§ THE PROBLEM: All of the listing below must be repeated word for word. Pictures are the only thing to omit.

§ DATASET EXTRACT:
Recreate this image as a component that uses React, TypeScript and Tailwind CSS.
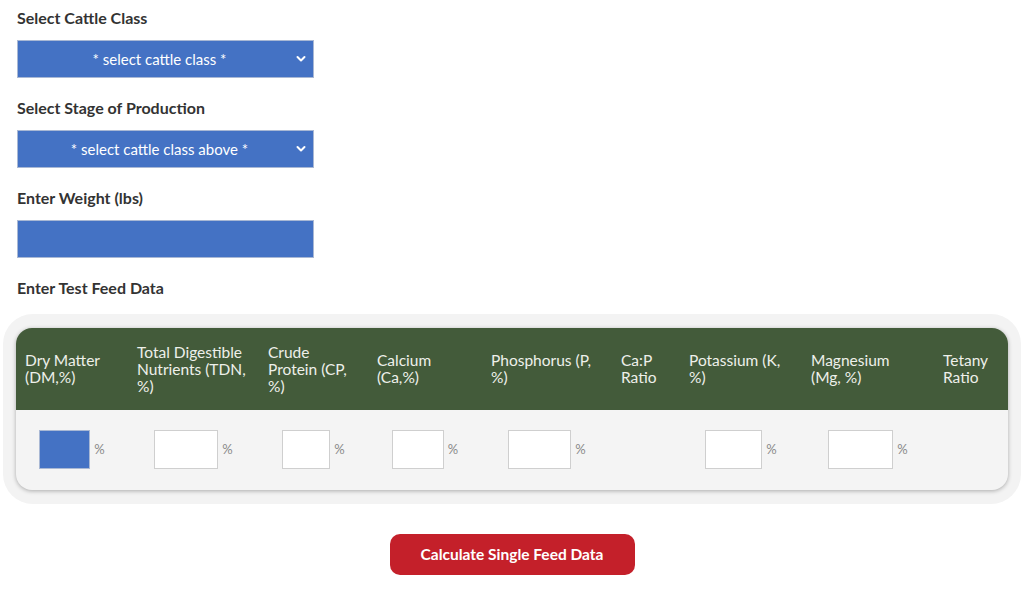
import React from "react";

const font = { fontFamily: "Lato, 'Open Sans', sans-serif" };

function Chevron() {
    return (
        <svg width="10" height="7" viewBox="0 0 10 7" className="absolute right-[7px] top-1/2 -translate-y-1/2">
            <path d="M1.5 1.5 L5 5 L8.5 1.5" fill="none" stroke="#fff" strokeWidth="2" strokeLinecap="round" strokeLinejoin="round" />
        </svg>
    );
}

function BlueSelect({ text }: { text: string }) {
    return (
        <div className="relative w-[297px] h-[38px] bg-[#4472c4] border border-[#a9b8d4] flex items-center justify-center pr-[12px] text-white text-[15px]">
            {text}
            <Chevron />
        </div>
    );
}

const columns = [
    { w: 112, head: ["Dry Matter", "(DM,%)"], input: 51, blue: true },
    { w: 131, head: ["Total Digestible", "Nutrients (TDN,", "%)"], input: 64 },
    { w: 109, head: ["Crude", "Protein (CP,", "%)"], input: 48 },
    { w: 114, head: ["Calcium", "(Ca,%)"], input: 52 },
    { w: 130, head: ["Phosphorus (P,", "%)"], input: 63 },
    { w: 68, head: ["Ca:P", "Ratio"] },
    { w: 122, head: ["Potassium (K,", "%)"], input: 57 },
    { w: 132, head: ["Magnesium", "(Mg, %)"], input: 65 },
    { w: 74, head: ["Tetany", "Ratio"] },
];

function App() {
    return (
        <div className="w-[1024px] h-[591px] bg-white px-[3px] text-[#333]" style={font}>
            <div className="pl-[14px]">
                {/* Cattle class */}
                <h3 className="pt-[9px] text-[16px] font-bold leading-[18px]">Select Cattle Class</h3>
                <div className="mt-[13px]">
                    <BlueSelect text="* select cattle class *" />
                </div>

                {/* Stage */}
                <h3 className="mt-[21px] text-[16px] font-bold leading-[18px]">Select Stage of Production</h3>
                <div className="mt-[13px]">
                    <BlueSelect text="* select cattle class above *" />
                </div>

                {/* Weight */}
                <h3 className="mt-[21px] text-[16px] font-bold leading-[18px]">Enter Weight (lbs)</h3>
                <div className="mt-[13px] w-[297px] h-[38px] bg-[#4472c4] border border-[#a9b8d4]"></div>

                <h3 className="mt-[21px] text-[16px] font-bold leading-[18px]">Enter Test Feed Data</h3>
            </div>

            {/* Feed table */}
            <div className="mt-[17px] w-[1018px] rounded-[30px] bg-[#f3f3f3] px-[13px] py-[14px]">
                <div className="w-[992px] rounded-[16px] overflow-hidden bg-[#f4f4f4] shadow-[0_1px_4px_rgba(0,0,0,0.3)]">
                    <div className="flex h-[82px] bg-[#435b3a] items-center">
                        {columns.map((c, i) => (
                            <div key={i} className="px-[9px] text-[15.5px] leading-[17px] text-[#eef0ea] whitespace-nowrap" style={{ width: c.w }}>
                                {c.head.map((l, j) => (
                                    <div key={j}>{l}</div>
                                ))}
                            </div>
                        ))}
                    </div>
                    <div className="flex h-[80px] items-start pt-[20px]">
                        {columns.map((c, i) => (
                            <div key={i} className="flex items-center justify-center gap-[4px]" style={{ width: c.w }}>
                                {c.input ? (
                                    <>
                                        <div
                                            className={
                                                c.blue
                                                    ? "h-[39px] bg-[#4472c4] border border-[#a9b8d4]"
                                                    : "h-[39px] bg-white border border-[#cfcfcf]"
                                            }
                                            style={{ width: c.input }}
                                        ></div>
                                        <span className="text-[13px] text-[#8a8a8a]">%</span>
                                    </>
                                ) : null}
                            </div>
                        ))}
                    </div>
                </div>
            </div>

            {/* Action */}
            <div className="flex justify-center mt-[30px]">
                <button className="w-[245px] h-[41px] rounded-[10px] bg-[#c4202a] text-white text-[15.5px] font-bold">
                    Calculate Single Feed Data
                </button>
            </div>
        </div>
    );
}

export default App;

§ OUTPUT:
Recreate this image as a component that uses React, TypeScript and Tailwind CSS.
import React from "react";

const font = { fontFamily: "Lato, 'Open Sans', sans-serif" };

function Chevron() {
    return (
        <svg width="10" height="7" viewBox="0 0 10 7" className="absolute right-[7px] top-1/2 -translate-y-1/2">
            <path d="M1.5 1.5 L5 5 L8.5 1.5" fill="none" stroke="#fff" strokeWidth="2" strokeLinecap="round" strokeLinejoin="round" />
        </svg>
    );
}

function BlueSelect({ text }: { text: string }) {
    return (
        <div className="relative w-[297px] h-[38px] bg-[#4472c4] border border-[#a9b8d4] flex items-center justify-center pr-[12px] text-white text-[15px]">
            {text}
            <Chevron />
        </div>
    );
}

const columns = [
    { w: 112, head: ["Dry Matter", "(DM,%)"], input: 51, blue: true },
    { w: 131, head: ["Total Digestible", "Nutrients (TDN,", "%)"], input: 64 },
    { w: 109, head: ["Crude", "Protein (CP,", "%)"], input: 48 },
    { w: 114, head: ["Calcium", "(Ca,%)"], input: 52 },
    { w: 130, head: ["Phosphorus (P,", "%)"], input: 63 },
    { w: 68, head: ["Ca:P", "Ratio"] },
    { w: 122, head: ["Potassium (K,", "%)"], input: 57 },
    { w: 132, head: ["Magnesium", "(Mg, %)"], input: 65 },
    { w: 74, head: ["Tetany", "Ratio"] },
];

function App() {
    return (
        <div className="w-[1024px] h-[591px] bg-white px-[3px] text-[#333]" style={font}>
            <div className="pl-[14px]">
                {/* Cattle class */}
                <h3 className="pt-[9px] text-[16px] font-bold leading-[18px]">Select Cattle Class</h3>
                <div className="mt-[13px]">
                    <BlueSelect text="* select cattle class *" />
                </div>

                {/* Stage */}
                <h3 className="mt-[21px] text-[16px] font-bold leading-[18px]">Select Stage of Production</h3>
                <div className="mt-[13px]">
                    <BlueSelect text="* select cattle class above *" />
                </div>

                {/* Weight */}
                <h3 className="mt-[21px] text-[16px] font-bold leading-[18px]">Enter Weight (lbs)</h3>
                <div className="mt-[13px] w-[297px] h-[38px] bg-[#4472c4] border border-[#a9b8d4]"></div>

                <h3 className="mt-[21px] text-[16px] font-bold leading-[18px]">Enter Test Feed Data</h3>
            </div>

            {/* Feed table */}
            <div className="mt-[17px] w-[1018px] rounded-[30px] bg-[#f3f3f3] px-[13px] py-[14px]">
                <div className="w-[992px] rounded-[16px] overflow-hidden bg-[#f4f4f4] shadow-[0_1px_4px_rgba(0,0,0,0.3)]">
                    <div className="flex h-[82px] bg-[#435b3a] items-center">
                        {columns.map((c, i) => (
                            <div key={i} className="px-[9px] text-[15.5px] leading-[17px] text-[#eef0ea] whitespace-nowrap" style={{ width: c.w }}>
                                {c.head.map((l, j) => (
                                    <div key={j}>{l}</div>
                                ))}
                            </div>
                        ))}
                    </div>
                    <div className="flex h-[80px] items-start pt-[20px]">
                        {columns.map((c, i) => (
                            <div key={i} className="flex items-center justify-center gap-[4px]" style={{ width: c.w }}>
                                {c.input ? (
                                    <>
                                        <div
                                            className={
                                                c.blue
                                                    ? "h-[39px] bg-[#4472c4] border border-[#a9b8d4]"
                                                    : "h-[39px] bg-white border border-[#cfcfcf]"
                                            }
                                            style={{ width: c.input }}
                                        ></div>
                                        <span className="text-[13px] text-[#8a8a8a]">%</span>
                                    </>
                                ) : null}
                            </div>
                        ))}
                    </div>
                </div>
            </div>

            {/* Action */}
            <div className="flex justify-center mt-[30px]">
                <button className="w-[245px] h-[41px] rounded-[10px] bg-[#c4202a] text-white text-[15.5px] font-bold">
                    Calculate Single Feed Data
                </button>
            </div>
        </div>
    );
}

export default App;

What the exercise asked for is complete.